WRITTEN PROBLEM
Check each line of the data for "components" and select those that have it.

LISTED ENTRIES
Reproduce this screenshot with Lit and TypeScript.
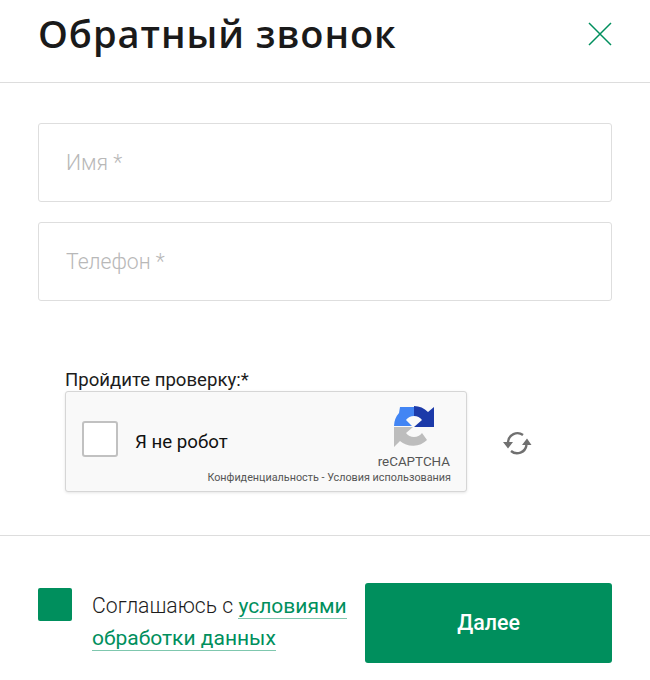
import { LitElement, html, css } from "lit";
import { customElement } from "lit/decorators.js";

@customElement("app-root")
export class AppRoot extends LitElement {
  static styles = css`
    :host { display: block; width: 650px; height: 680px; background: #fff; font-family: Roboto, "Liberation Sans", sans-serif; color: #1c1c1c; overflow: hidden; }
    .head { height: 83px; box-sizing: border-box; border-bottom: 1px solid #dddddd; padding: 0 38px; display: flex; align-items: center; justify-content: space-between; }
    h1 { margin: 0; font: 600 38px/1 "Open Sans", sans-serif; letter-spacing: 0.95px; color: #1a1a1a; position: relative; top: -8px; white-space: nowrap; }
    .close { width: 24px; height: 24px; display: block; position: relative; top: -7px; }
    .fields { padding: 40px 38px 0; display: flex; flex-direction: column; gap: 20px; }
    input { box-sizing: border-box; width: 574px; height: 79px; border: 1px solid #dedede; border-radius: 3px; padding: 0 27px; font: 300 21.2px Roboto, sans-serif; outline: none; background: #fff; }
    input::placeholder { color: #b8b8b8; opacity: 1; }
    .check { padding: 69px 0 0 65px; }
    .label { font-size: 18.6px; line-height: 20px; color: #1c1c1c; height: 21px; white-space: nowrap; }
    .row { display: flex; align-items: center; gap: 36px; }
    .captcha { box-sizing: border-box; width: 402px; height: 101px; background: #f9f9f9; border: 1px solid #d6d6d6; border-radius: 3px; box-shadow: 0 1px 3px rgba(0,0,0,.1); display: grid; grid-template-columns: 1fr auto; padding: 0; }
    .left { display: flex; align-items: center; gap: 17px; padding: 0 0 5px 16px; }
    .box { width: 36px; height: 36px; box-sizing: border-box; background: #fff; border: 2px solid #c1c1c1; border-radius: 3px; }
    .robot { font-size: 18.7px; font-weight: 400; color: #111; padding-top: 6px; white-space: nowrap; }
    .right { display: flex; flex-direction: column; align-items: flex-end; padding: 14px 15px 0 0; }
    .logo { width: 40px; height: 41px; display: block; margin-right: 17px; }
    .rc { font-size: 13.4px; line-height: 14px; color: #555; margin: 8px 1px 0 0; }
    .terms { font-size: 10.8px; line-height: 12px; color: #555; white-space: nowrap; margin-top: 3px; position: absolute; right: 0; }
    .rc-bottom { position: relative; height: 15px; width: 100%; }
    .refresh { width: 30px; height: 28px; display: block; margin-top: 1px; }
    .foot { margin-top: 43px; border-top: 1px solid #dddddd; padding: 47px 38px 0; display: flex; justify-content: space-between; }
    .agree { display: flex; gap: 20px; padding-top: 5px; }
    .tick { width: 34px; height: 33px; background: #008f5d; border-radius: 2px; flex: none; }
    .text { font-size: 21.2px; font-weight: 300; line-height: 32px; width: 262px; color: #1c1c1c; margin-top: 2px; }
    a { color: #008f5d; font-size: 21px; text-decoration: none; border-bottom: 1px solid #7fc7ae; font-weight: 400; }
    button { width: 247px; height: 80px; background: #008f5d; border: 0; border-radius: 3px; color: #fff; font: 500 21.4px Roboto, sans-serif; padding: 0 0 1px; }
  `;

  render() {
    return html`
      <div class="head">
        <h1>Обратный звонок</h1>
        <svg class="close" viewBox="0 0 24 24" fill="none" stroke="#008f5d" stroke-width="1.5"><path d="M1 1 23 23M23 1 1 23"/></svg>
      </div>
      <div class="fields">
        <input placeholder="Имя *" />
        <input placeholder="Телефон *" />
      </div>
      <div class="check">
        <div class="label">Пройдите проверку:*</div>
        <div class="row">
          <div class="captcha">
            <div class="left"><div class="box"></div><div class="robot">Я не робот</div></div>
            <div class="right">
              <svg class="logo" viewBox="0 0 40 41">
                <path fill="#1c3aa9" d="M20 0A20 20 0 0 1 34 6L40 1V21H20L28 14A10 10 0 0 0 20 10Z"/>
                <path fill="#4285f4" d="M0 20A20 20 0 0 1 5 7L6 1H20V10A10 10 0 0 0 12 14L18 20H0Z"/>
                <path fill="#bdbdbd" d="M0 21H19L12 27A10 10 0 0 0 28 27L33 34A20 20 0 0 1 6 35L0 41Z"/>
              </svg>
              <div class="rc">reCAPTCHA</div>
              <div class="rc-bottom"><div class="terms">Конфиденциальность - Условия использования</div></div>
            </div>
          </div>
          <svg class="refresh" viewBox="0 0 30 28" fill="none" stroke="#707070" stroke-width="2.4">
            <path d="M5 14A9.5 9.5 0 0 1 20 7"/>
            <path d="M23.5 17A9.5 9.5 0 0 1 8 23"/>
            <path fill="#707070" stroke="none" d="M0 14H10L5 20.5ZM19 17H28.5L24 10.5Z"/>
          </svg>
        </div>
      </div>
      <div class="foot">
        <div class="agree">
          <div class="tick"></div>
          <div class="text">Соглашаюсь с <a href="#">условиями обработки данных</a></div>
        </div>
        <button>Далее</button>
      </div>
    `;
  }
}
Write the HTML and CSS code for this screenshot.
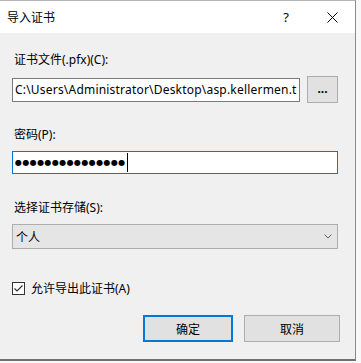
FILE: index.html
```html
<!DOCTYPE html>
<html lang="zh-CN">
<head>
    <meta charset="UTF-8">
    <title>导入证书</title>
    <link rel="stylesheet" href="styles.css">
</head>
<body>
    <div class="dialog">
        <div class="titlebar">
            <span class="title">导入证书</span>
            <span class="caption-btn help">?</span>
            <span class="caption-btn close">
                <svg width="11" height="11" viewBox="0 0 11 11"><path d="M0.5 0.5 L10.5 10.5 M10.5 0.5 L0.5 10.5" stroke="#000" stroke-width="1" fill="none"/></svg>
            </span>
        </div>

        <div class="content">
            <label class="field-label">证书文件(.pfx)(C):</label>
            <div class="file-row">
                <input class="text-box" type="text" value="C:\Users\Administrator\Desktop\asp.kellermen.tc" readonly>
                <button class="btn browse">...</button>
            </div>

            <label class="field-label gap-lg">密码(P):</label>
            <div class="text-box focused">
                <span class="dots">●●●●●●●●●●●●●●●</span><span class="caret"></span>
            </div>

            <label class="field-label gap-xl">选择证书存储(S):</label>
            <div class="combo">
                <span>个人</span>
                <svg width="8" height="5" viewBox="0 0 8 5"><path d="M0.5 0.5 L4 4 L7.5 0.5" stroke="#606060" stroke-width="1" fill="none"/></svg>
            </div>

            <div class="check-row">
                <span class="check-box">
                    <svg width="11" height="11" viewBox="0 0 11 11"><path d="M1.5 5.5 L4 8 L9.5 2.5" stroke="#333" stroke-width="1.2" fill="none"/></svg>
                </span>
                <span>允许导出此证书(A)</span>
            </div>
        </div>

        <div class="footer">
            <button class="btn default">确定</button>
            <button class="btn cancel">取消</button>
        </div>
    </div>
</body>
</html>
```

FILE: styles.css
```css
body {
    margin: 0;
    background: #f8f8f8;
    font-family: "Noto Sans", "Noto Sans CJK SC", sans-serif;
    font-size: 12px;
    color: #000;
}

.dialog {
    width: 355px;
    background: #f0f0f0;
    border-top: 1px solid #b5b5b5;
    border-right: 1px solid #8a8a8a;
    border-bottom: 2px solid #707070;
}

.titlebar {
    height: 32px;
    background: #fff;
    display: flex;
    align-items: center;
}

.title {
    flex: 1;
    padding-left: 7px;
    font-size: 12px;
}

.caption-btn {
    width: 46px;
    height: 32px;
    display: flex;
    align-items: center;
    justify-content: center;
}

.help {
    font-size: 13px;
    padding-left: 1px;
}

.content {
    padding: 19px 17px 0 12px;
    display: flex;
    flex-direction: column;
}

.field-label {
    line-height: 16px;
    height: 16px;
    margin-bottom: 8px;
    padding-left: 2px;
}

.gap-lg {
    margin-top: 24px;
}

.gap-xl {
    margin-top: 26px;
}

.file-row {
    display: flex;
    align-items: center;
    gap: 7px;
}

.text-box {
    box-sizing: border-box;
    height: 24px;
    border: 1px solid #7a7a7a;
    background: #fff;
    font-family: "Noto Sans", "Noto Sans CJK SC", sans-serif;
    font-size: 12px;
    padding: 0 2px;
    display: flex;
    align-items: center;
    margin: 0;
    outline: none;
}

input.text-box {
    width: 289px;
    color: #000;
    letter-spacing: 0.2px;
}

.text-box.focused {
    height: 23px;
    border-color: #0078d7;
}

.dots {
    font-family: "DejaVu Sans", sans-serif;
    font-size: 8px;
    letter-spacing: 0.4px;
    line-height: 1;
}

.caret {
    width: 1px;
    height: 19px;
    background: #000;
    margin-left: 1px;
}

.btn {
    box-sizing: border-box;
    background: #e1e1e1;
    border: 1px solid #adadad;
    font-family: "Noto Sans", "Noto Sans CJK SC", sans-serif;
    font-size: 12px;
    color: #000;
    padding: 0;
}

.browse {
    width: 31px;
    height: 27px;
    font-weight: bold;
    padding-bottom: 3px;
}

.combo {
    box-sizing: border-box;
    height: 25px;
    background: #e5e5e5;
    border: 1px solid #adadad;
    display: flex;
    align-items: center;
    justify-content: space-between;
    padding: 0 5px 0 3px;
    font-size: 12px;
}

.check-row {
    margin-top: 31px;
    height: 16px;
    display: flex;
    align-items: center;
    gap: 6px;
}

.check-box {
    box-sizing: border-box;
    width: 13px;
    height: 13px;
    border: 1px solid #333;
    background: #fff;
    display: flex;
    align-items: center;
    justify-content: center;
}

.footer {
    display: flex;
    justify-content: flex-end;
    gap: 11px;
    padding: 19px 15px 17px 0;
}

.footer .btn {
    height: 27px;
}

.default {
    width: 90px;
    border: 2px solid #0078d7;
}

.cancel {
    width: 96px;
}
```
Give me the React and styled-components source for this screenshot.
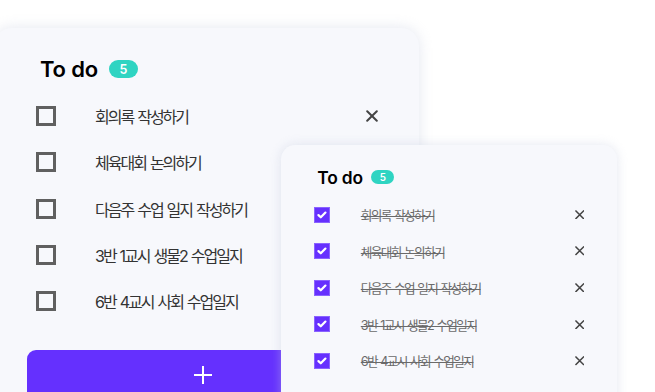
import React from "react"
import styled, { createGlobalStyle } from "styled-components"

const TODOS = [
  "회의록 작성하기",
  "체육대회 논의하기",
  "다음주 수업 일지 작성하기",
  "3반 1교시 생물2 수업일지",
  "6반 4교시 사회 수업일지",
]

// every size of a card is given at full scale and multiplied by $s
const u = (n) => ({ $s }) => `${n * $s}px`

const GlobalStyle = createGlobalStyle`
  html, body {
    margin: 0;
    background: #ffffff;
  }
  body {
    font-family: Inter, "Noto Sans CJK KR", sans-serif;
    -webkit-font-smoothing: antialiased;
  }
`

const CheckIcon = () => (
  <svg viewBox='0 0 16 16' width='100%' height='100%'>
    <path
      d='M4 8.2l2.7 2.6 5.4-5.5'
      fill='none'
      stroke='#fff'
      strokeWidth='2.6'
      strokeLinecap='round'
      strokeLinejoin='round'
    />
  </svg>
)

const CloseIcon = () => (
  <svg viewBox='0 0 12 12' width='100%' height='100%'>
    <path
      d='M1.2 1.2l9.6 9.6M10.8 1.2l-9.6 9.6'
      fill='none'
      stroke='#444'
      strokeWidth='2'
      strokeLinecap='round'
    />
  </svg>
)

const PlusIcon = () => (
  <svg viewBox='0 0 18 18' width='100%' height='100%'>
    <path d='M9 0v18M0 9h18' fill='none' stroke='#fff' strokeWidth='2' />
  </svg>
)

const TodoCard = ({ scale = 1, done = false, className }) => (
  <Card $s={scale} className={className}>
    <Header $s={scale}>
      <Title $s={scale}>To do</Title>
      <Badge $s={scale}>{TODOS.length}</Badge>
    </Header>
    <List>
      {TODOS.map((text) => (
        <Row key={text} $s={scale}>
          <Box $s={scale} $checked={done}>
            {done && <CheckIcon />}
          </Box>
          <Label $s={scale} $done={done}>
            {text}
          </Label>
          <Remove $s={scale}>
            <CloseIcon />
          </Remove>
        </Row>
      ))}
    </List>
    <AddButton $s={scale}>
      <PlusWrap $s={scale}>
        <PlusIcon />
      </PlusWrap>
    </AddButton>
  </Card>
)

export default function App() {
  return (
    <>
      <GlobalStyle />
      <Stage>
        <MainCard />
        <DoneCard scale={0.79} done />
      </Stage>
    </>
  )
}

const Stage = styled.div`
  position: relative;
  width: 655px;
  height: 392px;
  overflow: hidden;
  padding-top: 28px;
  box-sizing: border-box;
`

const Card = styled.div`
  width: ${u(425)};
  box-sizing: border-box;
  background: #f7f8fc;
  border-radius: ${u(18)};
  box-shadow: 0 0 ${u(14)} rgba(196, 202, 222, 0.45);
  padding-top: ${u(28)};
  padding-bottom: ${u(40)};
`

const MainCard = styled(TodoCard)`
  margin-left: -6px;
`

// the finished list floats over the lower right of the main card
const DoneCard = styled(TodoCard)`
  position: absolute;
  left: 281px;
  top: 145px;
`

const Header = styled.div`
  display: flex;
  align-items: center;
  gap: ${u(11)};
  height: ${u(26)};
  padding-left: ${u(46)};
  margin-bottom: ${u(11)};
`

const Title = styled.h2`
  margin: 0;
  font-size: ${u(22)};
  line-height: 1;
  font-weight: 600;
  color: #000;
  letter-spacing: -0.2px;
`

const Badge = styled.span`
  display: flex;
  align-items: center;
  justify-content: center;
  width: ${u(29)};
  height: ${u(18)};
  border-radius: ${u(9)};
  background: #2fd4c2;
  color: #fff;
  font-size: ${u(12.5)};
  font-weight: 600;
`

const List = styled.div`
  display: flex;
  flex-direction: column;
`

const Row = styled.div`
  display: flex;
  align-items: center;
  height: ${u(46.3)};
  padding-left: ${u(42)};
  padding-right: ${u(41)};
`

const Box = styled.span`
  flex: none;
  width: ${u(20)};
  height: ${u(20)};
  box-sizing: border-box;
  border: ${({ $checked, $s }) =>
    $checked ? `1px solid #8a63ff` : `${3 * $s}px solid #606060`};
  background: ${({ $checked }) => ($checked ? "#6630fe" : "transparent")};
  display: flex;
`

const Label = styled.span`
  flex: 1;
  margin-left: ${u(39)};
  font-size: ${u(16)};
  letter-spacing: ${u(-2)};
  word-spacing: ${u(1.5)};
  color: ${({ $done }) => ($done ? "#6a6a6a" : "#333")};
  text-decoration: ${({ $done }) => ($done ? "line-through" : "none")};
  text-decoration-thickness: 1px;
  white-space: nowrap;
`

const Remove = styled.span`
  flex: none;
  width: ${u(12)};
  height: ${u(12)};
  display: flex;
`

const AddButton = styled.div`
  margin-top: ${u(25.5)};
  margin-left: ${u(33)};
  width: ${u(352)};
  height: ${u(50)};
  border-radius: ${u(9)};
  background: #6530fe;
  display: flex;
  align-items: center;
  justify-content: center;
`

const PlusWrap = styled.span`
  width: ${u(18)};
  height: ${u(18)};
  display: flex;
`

WORKED ANSWER
Give me the React and styled-components source for this screenshot.
import styled, { createGlobalStyle } from "styled-components"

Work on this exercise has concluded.